Bare uninsulated electric wires passing through ceramic bead insulators and electric wires having an oxide film formed by anodization or electrophoretic deposition around a conductor mainly formed of aluminum, have been known as insulated electric wires used in vacuum devices and in other high operating temperatures devices.
However, manufacturing of such insulated electric wires which are made by passing bare copper wires through ceramic bead insulators, takes much time and labor, since the bare copper wire must be passed through ceramic bead insulators one by one.
By anodization or electrophoretic deposition, oxide films could be formed only around conductors mainly formed of aluminum. The insulated electric wires manufactured by such method have a rough surface and many voids in the insulating outer films. Hence, when such insulated electric wires were used in vacuum devices, it took much time to evacuate the vacuum devices, because of gases such as air adsorbed at the surface of the voids. Further, the reduced pressure was not low enough due to slow leak problems. As a result, the attained vacuum was not high enough for many purposes.
Electric wires coated by resin including fluorine such as tetrafluoroethylene are used where high heat resistance is not very important. These wires are not suitable for high operating temperatures.
Vacuum devices requiring a high vacuum are subjected to degassing by a baking process, so as to improve the evacuation efficiency.
However, when electric wires coated with a resin including fluorine, are used at a temperature of at least 260.degree. C., the resin is decomposed, generating gas and lowering the vacuum and the dielectric breakdown voltage. Therefore, the use of such electric wires is limited to applications not requiring a high heat resistance.

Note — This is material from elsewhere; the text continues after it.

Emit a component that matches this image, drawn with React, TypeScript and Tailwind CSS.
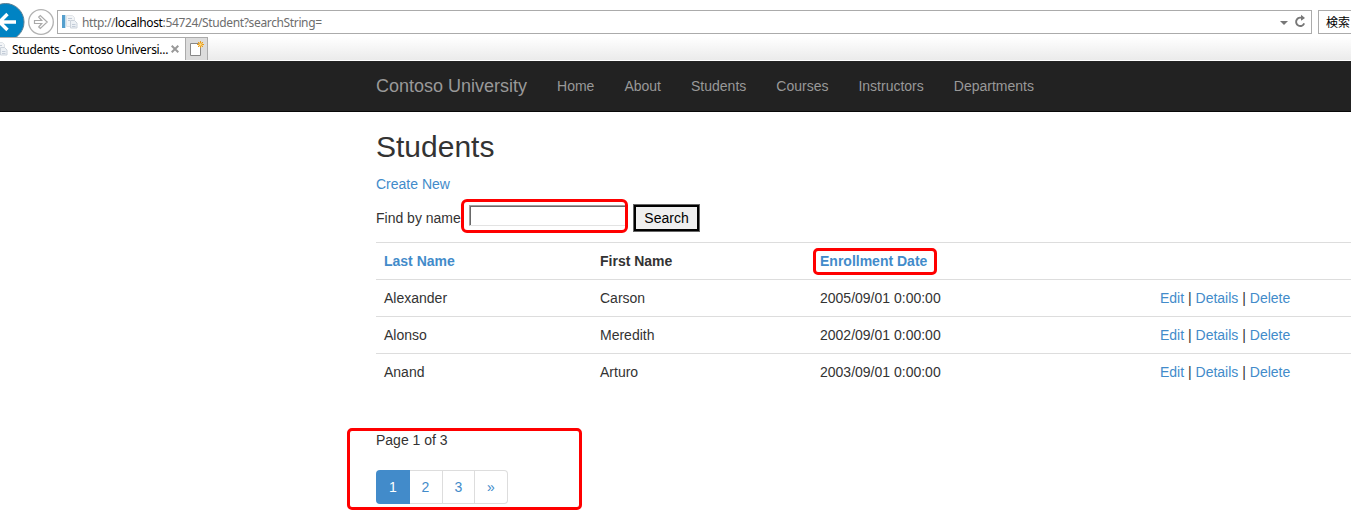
import React from "react";

const navItems = ["Home", "About", "Students", "Courses", "Instructors", "Departments"];

const students = [
  { last: "Alexander", first: "Carson", date: "2005/09/01 0:00:00" },
  { last: "Alonso", first: "Meredith", date: "2002/09/01 0:00:00" },
  { last: "Anand", first: "Arturo", date: "2003/09/01 0:00:00" },
];

function PageIcon({ className }: { className: string }) {
  return (
    <svg className={className} width="16" height="16" viewBox="0 0 16 16">
      <rect x="0" y="1" width="3" height="13" fill="#559fcd" />
      <rect x="3" y="1" width="1" height="13" fill="#c5e0f0" />
      <path d="M4.5 1.5h6l2 2v9h-8z" fill="#f3f5f7" stroke="#e0e4e8" />
      <path d="M8.5 6.5h4l2.5 2.5v5H8.5z" fill="#edf1f5" stroke="#ccd3db" />
      <path d="M6 4.5h4M6 6.5h2M10 10.5h3.5M10 12.5h3.5" stroke="#c3ccd8" />
    </svg>
  );
}

function BrowserChrome() {
  return (
    <div className="h-[61px] overflow-hidden bg-white font-['Noto_Sans','Noto_Sans_CJK_JP',sans-serif] text-[12px]">
      <div className="flex h-[37px] overflow-hidden">
        <svg className="shrink-0" width="57" height="37" viewBox="0 0 57 37">
          <circle cx="5.5" cy="22" r="18.5" fill="#0083c3" stroke="#5c7f92" strokeWidth="1" />
          <path d="M16 22H0M7.5 14L-.5 22l8 8" fill="none" stroke="#fff" strokeWidth="3.4" />
          <circle cx="41" cy="22" r="12.3" fill="#fff" stroke="#b2b2b2" strokeWidth="1.3" />
          <path
            d="M34.5 20.5h7.2l-3-3.5 1.6-1.4 6.9 6.4-6.9 6.4-1.6-1.4 3-3.5h-7.2z"
            fill="#fff"
            stroke="#aaa"
            strokeWidth="1.2"
          />
        </svg>
        <div className="mt-[10px] flex h-6 w-[1255px] shrink-0 items-center border border-[#ababab] bg-white">
          <PageIcon className="ml-[4px] shrink-0" />
          <div className="ml-[4px] pt-[2px] leading-5 tracking-[-0.36px] whitespace-pre text-[#6d6d6d]">
            http://<span className="text-black">localhost</span>:54724/Student?searchString=
          </div>
          <svg className="mr-[2px] ml-auto" width="30" height="16" viewBox="0 0 30 16">
            <path d="M1 7h8L5 11z" fill="#777" />
            <path d="M24.2 4.8A4.2 4.2 0 1 0 25.2 9.4" fill="none" stroke="#777" strokeWidth="1.9" />
            <path d="M22 .8l4 3.2-4 2.8z" fill="#777" />
          </svg>
        </div>
        <div className="mt-[10px] ml-[6px] h-6 w-[60px] shrink-0 border border-[#ababab] pt-px pl-[7px] leading-[22px] whitespace-nowrap text-black">
          検索
        </div>
      </div>
      <div className="flex h-6 border-b border-white bg-linear-to-b from-white to-[#ebebeb]">
        <div className="flex h-[23px] w-[186px] items-center overflow-hidden border-t border-r border-[#ababab] bg-white">
          <PageIcon className="-ml-[8px] shrink-0" />
          <span className="ml-[4px] w-[155px] shrink-0 pt-[2px] tracking-[-0.32px] whitespace-nowrap text-black">
            Students - Contoso Universi...
          </span>
          <svg className="ml-[4px] shrink-0" width="8" height="8" viewBox="0 0 8 8">
            <path d="M.7.7l6.6 6.6M7.3.7L.7 7.3" stroke="#999" strokeWidth="2" />
          </svg>
        </div>
        <div className="h-[23px] w-[22px] border-t border-r border-[#ababab] bg-[#dcdcdc]">
          <svg width="21" height="22" viewBox="0 0 21 22">
            <path d="M4.5 5.5h10v12h-10z" fill="#fff" stroke="#888" />
            <circle cx="14.5" cy="6.5" r="2.3" fill="#ffc83d" />
            <path
              d="M14.5 3v7M11 6.5h7M12 4l5 5M17 4l-5 5"
              stroke="#e89a1c"
              strokeWidth="1"
            />
            <circle cx="14.5" cy="6.5" r="1.2" fill="#ffe082" />
          </svg>
        </div>
      </div>
    </div>
  );
}

function Navbar() {
  return (
    <nav className="flex h-[51px] items-center border-b border-[#080808] bg-[#222] pl-[376px] text-[#999]">
      <span className="mr-[15px] text-[18px] leading-5">Contoso University</span>
      {navItems.map((item) => (
        <a key={item} className="px-[15px] leading-5">
          {item}
        </a>
      ))}
    </nav>
  );
}

function StudentTable() {
  const row = "flex h-[37px] w-[1140px] border-t border-[#ddd] pt-2 leading-5";
  return (
    <div className="mt-[10px] w-[975px] overflow-hidden">
      <div className={`${row} font-bold`}>
        <div className="w-[216px] pl-2 text-[#428bca]">Last Name</div>
        <div className="w-[220px] pl-2">First Name</div>
        <div className="w-[340px] pl-2 text-[#428bca]">Enrollment Date</div>
      </div>
      {students.map((s) => (
        <div key={s.last} className={row}>
          <div className="w-[216px] pl-2">{s.last}</div>
          <div className="w-[220px] pl-2">{s.first}</div>
          <div className="w-[340px] pl-2">{s.date}</div>
          <div className="pl-2">
            <a className="text-[#428bca]">Edit</a> | <a className="text-[#428bca]">Details</a> |{" "}
            <a className="text-[#428bca]">Delete</a>
          </div>
        </div>
      ))}
    </div>
  );
}

function Pagination() {
  const cell = "flex h-[34px] items-center justify-center border-y border-r border-[#ddd] text-[#428bca]";
  return (
    <div className="mt-5 flex">
      <a className="flex h-[34px] w-[34px] items-center justify-center rounded-l bg-[#428bca] text-white">1</a>
      <a className={`${cell} w-[33px] pr-px`}>2</a>
      <a className={`${cell} w-[32px]`}>3</a>
      <a className={`${cell} w-[33px] rounded-r`}>»</a>
    </div>
  );
}

export default function App() {
  return (
    <div className="relative h-[523px] w-[1351px] overflow-hidden bg-white font-['Liberation_Sans',Arial,sans-serif] text-[14px] text-[#333]">
      <BrowserChrome />
      <Navbar />
      <main className="pl-[376px]">
        <h2 className="pt-[18px] text-[30px] leading-[33px]">Students</h2>
        <p className="mt-[11px] leading-5 text-[#428bca]">Create New</p>
        <div className="mt-[10px] flex h-7 items-start">
          <span className="w-[93px] pt-1 leading-5">Find by name:</span>
          <input
            type="text"
            aria-label="Find by name"
            className="mt-[1px] h-[21px] w-[156px] border-t border-b border-l border-t-[#a0a0a0] border-b-[#e3e3e3] border-l-[#a0a0a0] bg-white shadow-[inset_1px_1px_0_#696969] outline-none"
          />
          <button className="ml-[8px] h-7 w-[67px] border border-[#666] bg-[#efefef] text-black">
            <span className="flex h-full items-center justify-center border-2 border-black">Search</span>
          </button>
        </div>
        <StudentTable />
        <p className="mt-[40px] leading-5">Page 1 of 3</p>
        <Pagination />
      </main>
      <div className="absolute top-[199px] left-[461px] h-[34px] w-[167px] rounded-[6px] border-3 border-[#f00]" />
      <div className="absolute top-[248px] left-[813px] h-[27px] w-[124px] rounded-[5px] border-3 border-[#f00]" />
      <div className="absolute top-[428px] left-[347px] h-[82px] w-[235px] rounded-[5px] border-3 border-[#f00]" />
    </div>
  );
}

U.S. Pat. No. 3,222,219 (Saunders et al.), issued on Dec. 7, 1965, discloses a ceramic coated electrically conductive wire and method for making such a wire in which a good adhesion of the ceramic coating to the metal substrate is obtained by the solution of the metal oxide, formed in the initial stages of curing, by the glassy phase, to form a saturated interfacial layer of this metal oxide in the glassy phase at the metal ceramic interface. The glassy phase at the metal ceramic interface is part of the coating which also includes a crystalline phase. This combination of a glassy phase with a crystalline phase in the coating provides a good flexibility and contributes to the bonding between the oxidation resistant conductor and the ceramic coating. While chromium oxide may be contained in the glassy phase, it does not exhibit its inherent nature in this type of glassy phase forming part of the ceramic insulating coating. Such a structure does not suggest the intentional formation of a chromium oxide layer on the oxidation resistant conductor core as taught by the present invention. A re-melting temperature of the glassy phase in the ceramic coating is about 700.degree.-800.degree. C. Accordingly, the ceramic coated conductor wire disclosed in U.S. Pat. No. 3,222,219 may not be used at a high temperature above 700.degree. C.
If a ceramic insulator directly formed on the conductor core is mainly formed of copper by vapor deposition, the conductor core is not sufficiently bonded to the ceramic insulator, since the affinity between the copper and the ceramic insulator is low. The invention wants to avoid this problem.